Bennett, Judith. Women in the Medieval English Countryside: Gender & Household in Brigstock Before the Plague. Oxford: Oxford University Press, 1987. Print.
Bennett's text aims to complicate assumptions about the state of women in late medieval England. Specifcally, Bennett plots out the narrative, initially established by early feminist scholars of later periods, that suggests women of the countryside enjoyed more pronounced agency and equality than their later, urban, or aristocratic counterparts. This narrative contends that increased urbanized and industrialized England shrunk the agency of women, some studies even going so far as to describe medieval England as a "golden age" for peasant women. Bennett calls out scholars making this claim Bennett's text seeks to complicate this narrative with a case study of Brigstock, a late medieval manor. Bennett employs this focused case study to avoid some of the issues of scholarship that overly privileges urban and aristocratic narratives of women, largely due to the simple existence of larger documentary evidence. Rather than suggesting her single case study can change this narrative wholesale, Bennett adds this as one of many such studies necessary to provide a stronger perspective of the lives of women in the medieval English countryside.
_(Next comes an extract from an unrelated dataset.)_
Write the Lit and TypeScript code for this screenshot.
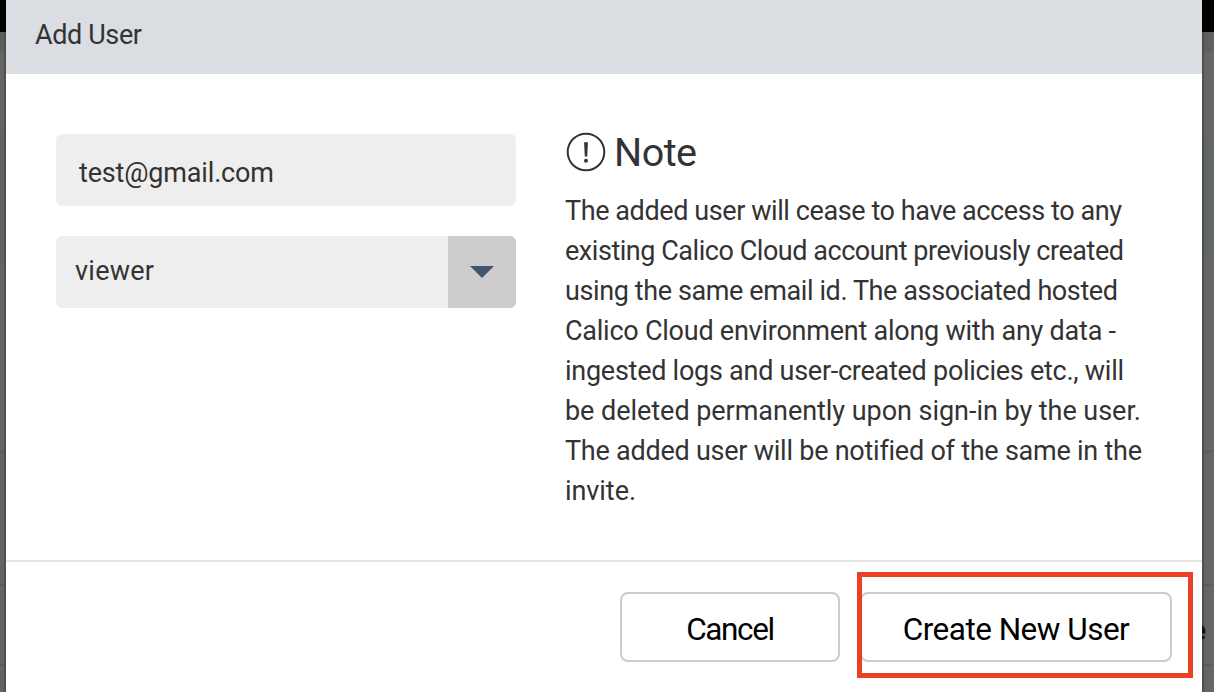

Ultimately, Bennett argues that the narrative of peasant women in this period cannot be boiled down to simple overviews like the "golden age" perspective, even within a set area such as Briggstock. Her research reveals, for example, that the subordination of women could often have more to do with marital status than gender. Married women were often assumed to be legal dependents of their husbands', or the heads of household, and therefore legal matters involving a wife were often delegated through her husband. Yet, Bennett also notes that subordination was less pronounced among widows and maidens; these two groups often held financial assets separate from the household, the widow in the form of inheritance and the maiden in side trade earned towards a future dowry. Despite their lessened subordination, however, Bennett also points to a culture of public subordination, where women in public arenas were culturally subordinated to men, and in the medieval English countryside very little in the way of private life existed. While a bit dated now, Bennett's text is an interesting look at the role of women in medieval England and a model of how to challenge scholarly assumptions.